> [Your instructions] Scan the listing below and copy every line holding "TypeScript".

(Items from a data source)
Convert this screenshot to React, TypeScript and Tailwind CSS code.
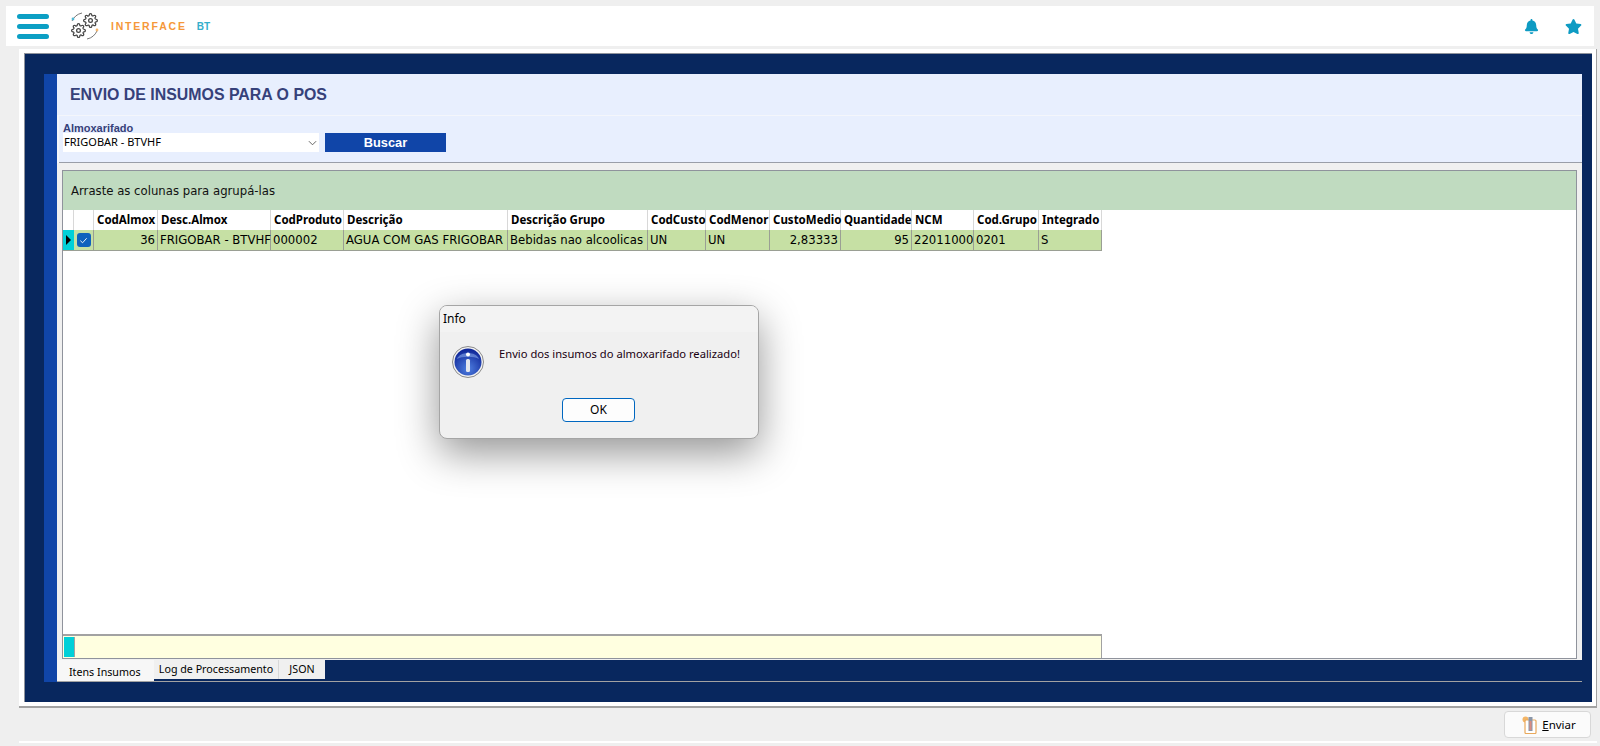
import { FaBell, FaStar } from "react-icons/fa";
import { FiSettings } from "react-icons/fi";

const columns = [
  { title: "CodAlmox", value: "36", w: "w-[64px]", right: true },
  { title: "Desc.Almox", value: "FRIGOBAR - BTVHF", w: "w-[113px]" },
  { title: "CodProduto", value: "000002", w: "w-[73px]" },
  { title: "Descrição", value: "AGUA COM GAS FRIGOBAR", w: "w-[164px]" },
  { title: "Descrição Grupo", value: "Bebidas nao alcoolicas", w: "w-[140px]" },
  { title: "CodCusto", value: "UN", w: "w-[58px]" },
  { title: "CodMenor", value: "UN", w: "w-[64px]" },
  { title: "CustoMedio", value: "2,83333", w: "w-[71px]", right: true },
  { title: "Quantidade", value: "95", w: "w-[71px]", right: true },
  { title: "NCM", value: "22011000", w: "w-[62px]" },
  { title: "Cod.Grupo", value: "0201", w: "w-[65px]" },
  { title: "Integrado", value: "S", w: "w-[63px]" },
];

const Logo = () => (
  <div className="relative w-[28px] h-[28px] ml-[22px] text-[#444]">
    <FiSettings size={15} className="absolute left-[12px] top-[1px]" />
    <FiSettings size={15} className="absolute left-[0px] top-[11px]" />
    <svg viewBox="0 0 28 28" className="absolute inset-0 w-[28px] h-[28px]" fill="none">
      <path d="M1 9 C3 5 6 2 11 1" stroke="#555" strokeWidth="0.8" />
      <path d="M26 19 C24 23 21 26 16 27" stroke="#555" strokeWidth="0.8" />
      <circle cx="2" cy="7" r="1.4" fill="#4fb6d2" />
      <circle cx="26" cy="18" r="1.4" fill="#f5b66e" />
    </svg>
  </div>
);

const InfoIcon = () => (
  <svg viewBox="0 0 32 32" className="w-[32px] h-[32px]">
    <defs>
      <radialGradient id="infoFill" cx="50%" cy="75%" r="70%">
        <stop offset="0%" stopColor="#4f7fe0" />
        <stop offset="100%" stopColor="#10289a" />
      </radialGradient>
    </defs>
    <circle cx="16" cy="16" r="15.5" fill="#f2f2f2" stroke="#8a8a8a" strokeWidth="1" />
    <circle cx="16" cy="16" r="13.5" fill="url(#infoFill)" />
    <path d="M5 13 C8 5 24 5 27 13 C22 10 10 10 5 13 Z" fill="#8fb0ee" opacity="0.55" />
    <circle cx="16" cy="8.5" r="2" fill="#fff" />
    <rect x="14" y="13" width="4" height="13" rx="1.5" fill="#e4e6ee" />
  </svg>
);

const EnviarIcon = () => (
  <svg viewBox="0 0 16 18" className="w-[16px] h-[18px]">
    <circle cx="3.5" cy="3.5" r="3" fill="#f3b566" />
    <rect x="3" y="4" width="11" height="13.5" rx="1" fill="#fff" stroke="#e9a95c" strokeWidth="1.2" />
    <rect x="6.5" y="1" width="4" height="14" fill="#8a96a8" />
    <rect x="7.5" y="5" width="2" height="9" fill="#d98a80" />
  </svg>
);

const DataGrid = () => (
  <div className="h-[489px] border border-[#8f939c] bg-white flex flex-col font-['DejaVu_Sans',sans-serif]">
    <div className="h-[39px] shrink-0 bg-[#c0dbc0] pl-[8px] pt-[12px] text-[11.7px] leading-[16px] text-[#111]">
      Arraste as colunas para agrupá-las
    </div>
    <div className="flex h-[20px] shrink-0 bg-white text-[11.5px] leading-[20px] font-bold text-black font-['Noto_Sans',sans-serif]">
      <div className="w-[11px] border-r border-[#d8d8d8]" />
      <div className="w-[20px] border-r border-[#d8d8d8]" />
      {columns.map((c) => (
        <div key={c.title} className={`${c.w} px-[3px] border-r border-[#d8d8d8] whitespace-nowrap`}>
          {c.title}
        </div>
      ))}
    </div>
    <div className="flex h-[21px] w-[1039px] shrink-0 border-b border-[#9a9f94] bg-[#c6e0a4] text-[11.7px] leading-[20px] text-black">
      <div className="w-[11px] bg-[#00d0d8] flex items-center pl-[3px]">
        <div className="w-0 h-0 border-y-[5px] border-y-transparent border-l-[5px] border-l-black" />
      </div>
      <div className="w-[20px] flex items-center justify-center border-r border-[#9a9f94]">
        <div className="w-[14px] h-[14px] rounded-[3px] bg-[#0f62bd] flex items-center justify-center">
          <svg viewBox="0 0 10 10" className="w-[9px] h-[9px]" fill="none">
            <path d="M1.5 5.2 L4 7.5 L8.5 2.5" stroke="#fff" strokeWidth="1" />
          </svg>
        </div>
      </div>
      {columns.map((c) => (
        <div
          key={c.title}
          className={`${c.w} px-[2px] border-r border-[#9a9f94] whitespace-nowrap ${c.right ? "text-right" : ""}`}
        >
          {c.value}
        </div>
      ))}
    </div>
    <div className="flex-1" />
    <div className="flex h-[24px] w-[1039px] shrink-0 border-t-2 border-r border-[#a2a2a2] bg-[#ffffe0] pl-[1px] pt-[1px]">
      <div className="w-[11px] h-[20px] bg-[#00d0d8] border-r border-[#a2a2a2]" />
    </div>
  </div>
);

const Tabs = () => (
  <div className="flex h-[22px] shrink-0 bg-[#08275e] border-b border-[#a2a2a2] text-[10.7px] text-black font-['Noto_Sans',sans-serif]">
    <div className="w-[97px] h-[21px] bg-[#f7f7f7] pl-[12px] leading-[24px] whitespace-nowrap">Itens Insumos</div>
    <div className="w-[125px] h-[19px] bg-[#f0f0f0] border-r border-[#d8d8d8] text-center leading-[18px] whitespace-nowrap">
      Log de Processamento
    </div>
    <div className="w-[46px] h-[19px] bg-[#f0f0f0] text-center leading-[18px]">JSON</div>
  </div>
);

export default function App() {
  return (
    <div className="relative w-[1600px] h-[746px] overflow-hidden bg-[#efefef] font-['Noto_Sans',sans-serif]">
      <div className="ml-[6px] pt-[6px] w-[1588px]">
        <div className="h-[40px] bg-white flex items-center pl-[11px] pr-[12px]">
          <div className="flex flex-col gap-[5px]">
            <div className="w-[32px] h-[5px] rounded-full bg-[#0c9fc4]" />
            <div className="w-[32px] h-[5px] rounded-full bg-[#0c9fc4]" />
            <div className="w-[32px] h-[5px] rounded-full bg-[#0c9fc4]" />
          </div>
          <Logo />
          <span className="ml-[12px] mt-[1px] text-[10.5px] font-bold tracking-[1.8px] text-[#f5983a] font-['Liberation_Sans',sans-serif]">
            INTERFACE
          </span>
          <span className="ml-[10px] mt-[1px] text-[10px] font-bold text-[#34aecb] font-['Liberation_Sans',sans-serif]">BT</span>
          <div className="ml-auto flex items-center gap-[26px] text-[#0e9bc3]">
            <FaBell size={15} />
            <FaStar size={17} />
          </div>
        </div>
      </div>

      <div className="ml-[19px] mt-[3px] w-[1578px] h-[659px] bg-white border-b-2 border-r border-[#a2a2a2] pt-[4px] pl-[5px] pr-[4px] pb-[4px]">
        <div className="h-full bg-[#08275e] border-t border-l border-[#8f939c] pt-[20px] pl-[19px] pr-[10px]">
          <div className="flex h-[608px]">
            <div className="w-[13px] bg-[#1045a8]" />
            <div className="flex-1 flex flex-col bg-[#f4f6fb]">
              <div className="h-[41px] shrink-0 bg-[#e8effe] pl-[13px] flex items-center text-[15.9px] font-bold text-[#36417a] font-['Liberation_Sans',sans-serif]">
                ENVIO DE INSUMOS PARA O POS
              </div>
              <div className="h-[47px] mt-[1px] ml-[2px] shrink-0 bg-[#e8effe] border-b border-[#9a9ea8] pl-[4px] pt-[7px]">
                <div className="text-[11px] leading-[10px] font-bold text-[#36417a] font-['Liberation_Sans',sans-serif]">
                  Almoxarifado
                </div>
                <div className="flex gap-[6px]">
                  <div className="w-[256px] h-[19px] bg-white flex items-center pl-[1px] pr-[2px] text-[11px] text-black">
                    FRIGOBAR - BTVHF
                    <svg viewBox="0 0 10 6" className="ml-auto w-[9px] h-[6px]" fill="none">
                      <path d="M1 1 L5 5 L9 1" stroke="#555" strokeWidth="1" />
                    </svg>
                  </div>
                  <div className="w-[121px] h-[19px] bg-[#1045a8] text-center text-[12.8px] leading-[19px] font-bold text-white font-['Liberation_Sans',sans-serif]">
                    Buscar
                  </div>
                </div>
              </div>
              <div className="flex-1 pl-[5px] pr-[5px] pt-[7px] flex flex-col min-h-0 bg-[#f0f0f0]">
                <DataGrid />
              </div>
              <Tabs />
            </div>
          </div>
        </div>
      </div>

      <div className="ml-[19px] w-[1578px] h-[35px] border-b-2 border-white flex items-start justify-end pr-[6px] pt-[3px]">
        <div className="w-[87px] h-[27px] rounded-[4px] border border-[#d8d8d8] bg-[#fbfbfb] flex items-center justify-center gap-[4px] pl-[3px] text-[11.5px] text-black">
          <EnviarIcon />
          <span>
            <span className="underline">E</span>nviar
          </span>
        </div>
      </div>

      <div className="absolute left-[439px] top-[305px] w-[320px] h-[134px] rounded-[8px] border border-[#a5a5a5] bg-[#f0f0f0] shadow-[0_14px_40px_rgba(0,0,0,0.42)] overflow-hidden text-[11.2px] text-black">
        <div className="h-[26px] bg-[#f3f3f3] pl-[3px] leading-[26px] text-[12px]">Info</div>
        <div className="flex pl-[12px] pt-[14px]">
          <InfoIcon />
          <div className="ml-[15px] leading-[15px] text-[#1a0010]">Envio dos insumos do almoxarifado realizado!</div>
        </div>
        <div className="ml-[122px] mt-[20px] w-[73px] h-[24px] rounded-[4px] border border-[#0067c0] bg-[#fdfdfd] text-center leading-[22px] text-[12px]">
          OK
        </div>
      </div>
    </div>
  );
}
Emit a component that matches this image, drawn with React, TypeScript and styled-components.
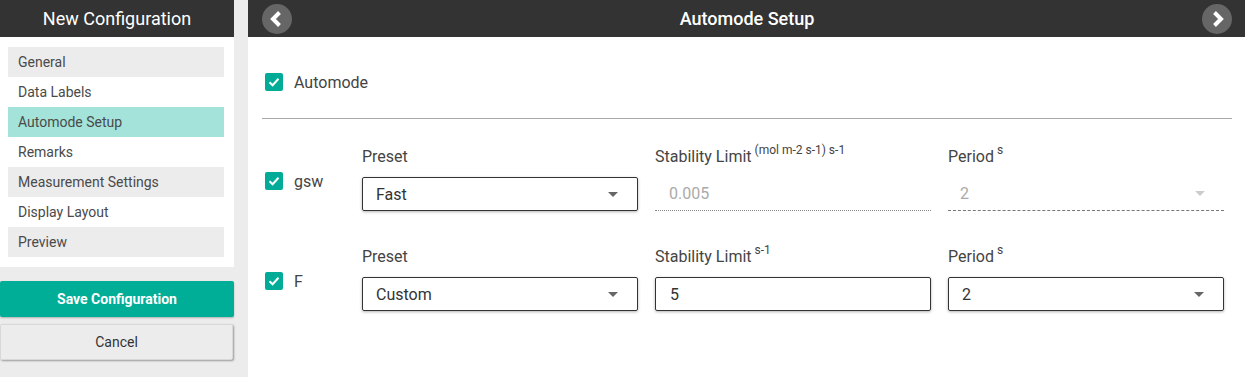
import React from "react";
import styled, { createGlobalStyle, css } from "styled-components";

const GlobalStyle = createGlobalStyle`
  html, body { margin: 0; padding: 0; }
  body {
    background: #ececec;
    font-family: Roboto, "Liberation Sans", Arial, sans-serif;
    color: #444;
  }
  * { box-sizing: border-box; }
`;

const Page = styled.div`
  display: flex;
  gap: 14px;
  height: 377px;
  overflow: hidden;
`;

const Sidebar = styled.aside`
  width: 234px;
  flex: none;
  display: flex;
  flex-direction: column;
`;

const SideTitle = styled.div`
  height: 37px;
  background: #333;
  color: #fff;
  font-size: 18px;
  font-weight: 400;
  display: flex;
  align-items: center;
  justify-content: center;
`;

const MenuPanel = styled.nav`
  background: #fff;
  padding: 10px 10px 10px 8px;
  display: flex;
  flex-direction: column;
`;

const MenuItem = styled.div<{ $striped?: boolean; $active?: boolean }>`
  height: 30px;
  padding-left: 10px;
  display: flex;
  align-items: center;
  font-size: 14px;
  color: #4a4a4a;
  background: ${(p) => (p.$active ? "#a3e3d9" : p.$striped ? "#ececec" : "#fff")};
`;

const SaveButton = styled.button`
  margin-top: 14px;
  height: 36px;
  width: 234px;
  border: none;
  border-radius: 2px;
  background: #00ad97;
  color: #fff;
  font-family: inherit;
  font-size: 14px;
  font-weight: 700;
  box-shadow: 0 1px 2px rgba(0, 0, 0, 0.25);
`;

const CancelButton = styled.button`
  margin-top: 7px;
  height: 36px;
  width: 233px;
  border: 1px solid #d8d8d8;
  border-radius: 2px;
  background: #ececec;
  color: #333;
  font-family: inherit;
  font-size: 14px;
  box-shadow: 1px 1px 2px rgba(0, 0, 0, 0.35);
`;

const Main = styled.main`
  flex: 1;
  background: #fff;
  display: flex;
  flex-direction: column;
`;

const Header = styled.header`
  height: 37px;
  margin-right: 2px;
  background: #333;
  display: flex;
  align-items: center;
  justify-content: space-between;
  padding: 0 13px 0 14px;
`;

const HeaderTitle = styled.h1`
  margin: 0;
  font-size: 18px;
  font-weight: 500;
  color: #fff;
`;

const NavButton = styled.button`
  width: 30px;
  height: 30px;
  border-radius: 50%;
  border: none;
  padding: 0;
  background: #666;
  display: flex;
  align-items: center;
  justify-content: center;
`;

const Content = styled.section`
  padding: 0 15px 0 14px;
`;

const AutomodeRow = styled.div`
  margin-top: 27px;
  height: 36px;
  display: flex;
  align-items: center;
  gap: 11px;
  padding-left: 3px;
  font-size: 16px;
  color: #444;
`;

const Divider = styled.hr`
  margin: 18px 0 0;
  border: none;
  height: 1px;
  background: #aaa;
`;

const ChannelRow = styled.div<{ $first?: boolean }>`
  display: grid;
  grid-template-columns: 83px repeat(3, 276px);
  column-gap: 17px;
  margin-top: ${(p) => (p.$first ? "28px" : "36px")};
`;

const ChannelToggle = styled.div`
  padding-top: 25px;
  padding-left: 3px;
  display: flex;
  align-items: flex-start;
  gap: 11px;
  font-size: 16px;
  line-height: 19px;
  color: #444;
`;

const Field = styled.div`
  display: flex;
  flex-direction: column;
`;

const Label = styled.div`
  height: 20px;
  line-height: 20px;
  font-size: 16px;
  color: #444;
  white-space: nowrap;
`;

const Sup = styled.span`
  font-size: 12px;
  position: relative;
  top: -8px;
  margin-left: 3px;
`;

const boxBase = css<{ $disabled?: boolean }>`
  margin-top: 10px;
  height: 34px;
  display: flex;
  align-items: center;
  font-size: 16px;
  ${(p) =>
    p.$disabled
      ? css`
          color: #aaa;
          border-bottom: 1px dotted #888;
        `
      : css`
          color: #333;
          border: 1px solid #333;
          border-radius: 2px;
          box-shadow: 0 1px 3px rgba(0, 0, 0, 0.3);
        `}
`;

const SelectBox = styled.div<{ $disabled?: boolean }>`
  ${boxBase}
  justify-content: space-between;
  padding: 0 19px 0 13px;
  ${(p) =>
    p.$disabled &&
    css`
      border-bottom: 1px dashed #777;
      padding-left: 12px;
    `}
`;

const TextBox = styled.div<{ $disabled?: boolean }>`
  ${boxBase}
  padding-left: 14px;
`;

const Arrow = styled.span<{ $disabled?: boolean }>`
  width: 0;
  height: 0;
  border-left: 5px solid transparent;
  border-right: 5px solid transparent;
  border-top: 5px solid ${(p) => (p.$disabled ? "#ccc" : "#666")};
`;

const CheckBox = styled.span`
  width: 18px;
  height: 18px;
  flex: none;
  border-radius: 2px;
  background: #00ab97;
  display: flex;
  align-items: center;
  justify-content: center;
`;

const Check = () => (
  <CheckBox>
    <svg width="14" height="14" viewBox="0 0 14 14">
      <polyline points="2.5,7.2 5.6,10.2 11.5,3.8" fill="none" stroke="#fff" strokeWidth="2" />
    </svg>
  </CheckBox>
);

const Chevron = ({ dir }: { dir: "left" | "right" }) => (
  <svg width="30" height="30" viewBox="0 0 30 30">
    <polyline
      points={dir === "left" ? "17.5,8.5 11,15 17.5,21.5" : "12.5,8.5 19,15 12.5,21.5"}
      fill="none"
      stroke="#fff"
      strokeWidth="4"
    />
  </svg>
);

const menu = [
  "General",
  "Data Labels",
  "Automode Setup",
  "Remarks",
  "Measurement Settings",
  "Display Layout",
  "Preview",
];

type Channel = {
  name: string;
  preset: string;
  limitUnit: string;
  limit: string;
  period: string;
  disabled: boolean;
};

const channels: Channel[] = [
  { name: "gsw", preset: "Fast", limitUnit: "(mol m-2 s-1) s-1", limit: "0.005", period: "2", disabled: true },
  { name: "F", preset: "Custom", limitUnit: "s-1", limit: "5", period: "2", disabled: false },
];

export default function App() {
  return (
    <>
      <GlobalStyle />
      <Page>
        <Sidebar>
          <SideTitle>New Configuration</SideTitle>
          <MenuPanel>
            {menu.map((m, i) => (
              <MenuItem key={m} $striped={i % 2 === 0} $active={m === "Automode Setup"}>
                {m}
              </MenuItem>
            ))}
          </MenuPanel>
          <SaveButton>Save Configuration</SaveButton>
          <CancelButton>Cancel</CancelButton>
        </Sidebar>
        <Main>
          <Header>
            <NavButton aria-label="Previous">
              <Chevron dir="left" />
            </NavButton>
            <HeaderTitle>Automode Setup</HeaderTitle>
            <NavButton aria-label="Next">
              <Chevron dir="right" />
            </NavButton>
          </Header>
          <Content>
            <AutomodeRow>
              <Check />
              Automode
            </AutomodeRow>
            <Divider />
            {channels.map((c, i) => (
              <ChannelRow key={c.name} $first={i === 0}>
                <ChannelToggle>
                  <Check />
                  {c.name}
                </ChannelToggle>
                <Field>
                  <Label>Preset</Label>
                  <SelectBox>
                    {c.preset}
                    <Arrow />
                  </SelectBox>
                </Field>
                <Field>
                  <Label>
                    Stability Limit<Sup>{c.limitUnit}</Sup>
                  </Label>
                  <TextBox $disabled={c.disabled}>{c.limit}</TextBox>
                </Field>
                <Field>
                  <Label>
                    Period<Sup>s</Sup>
                  </Label>
                  <SelectBox $disabled={c.disabled}>
                    {c.period}
                    <Arrow $disabled={c.disabled} />
                  </SelectBox>
                </Field>
              </ChannelRow>
            ))}
          </Content>
        </Main>
      </Page>
    </>
  );
}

> [Task response]
Convert this screenshot to React, TypeScript and Tailwind CSS code.
Emit a component that matches this image, drawn with React, TypeScript and styled-components.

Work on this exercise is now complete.